More Fond Memories of Ozzy, Courtesy of the Staff:


Gorman Moloko - Ozzy and I never really got along that well, I must admit. We found ourself at odds at times when it came to political matters and imy general disdain for the sporting type as a whole. Still, there was that time he helped me change a flat tire in the parking lot late one Friday evening and, afterwards, we sparked up a monsterous doobie and talked trash about Ken all night. He was a decent sort if a bit rough around the edges. He knew where to score some great fucking weed, I'll say that.

Shalla, The Edgy Intern - He made me very nervous. I mean really nervous. No one should be able to sweat like that, should they? While sitting down at his desk? Napping? In February? I understand that human science has probably not advanced far enough yet to be able to produce a deoderant that could help a man like that but neither should a person be forced to wear a raincoat and nasal plugs to be able to bring him his coffee.

Melma Frankengibson - I predict great things for Ozzy in the future. He possesses an aura that is unique in it's scope and ferocity and will lead him to accomplishments both grand and profound. On a side note, Andre T. Giant says that he hasn't forgotten about that Superbowl XXll bet no matter how hammered you both were and he'll be waiting to collect beyond mortality's shadowed veil. Ozzy was a great individual but he was always a sucker for the Broncos and the points.

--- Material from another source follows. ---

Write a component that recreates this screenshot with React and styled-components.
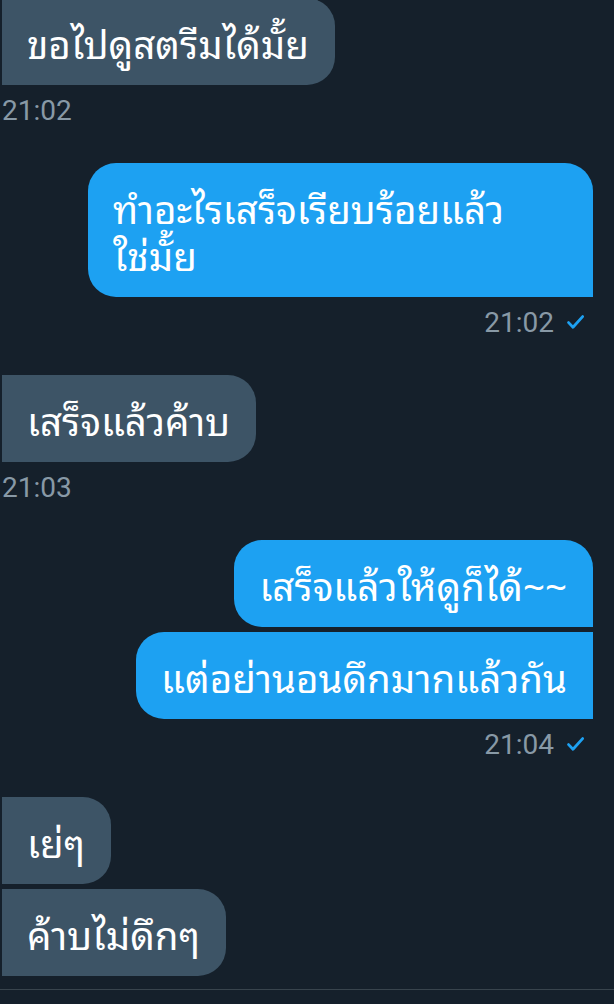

Stinky Cratchett, Cafeteria Worker - Ozzy was my best customer, hands down. People would clear out as soon as they saw him coming, the line would just thin right out as if people suddenly decided they didn't have much appetite. He would just wave his hand, indicating whole sections behind the counter that he wanted, it was awe-inspiring. There was this retarded kid, Bill Stedgie, who would help Ozzy carry his trays over to a table and Ozzy would slip the kid a buck or two, maybe give him a few tips on the ponies or whatever. He was good like that, always willing to help the little people. Which, to him, was just about everyone. I'll miss the big bastard. Are there gonna be layoffs down here, now?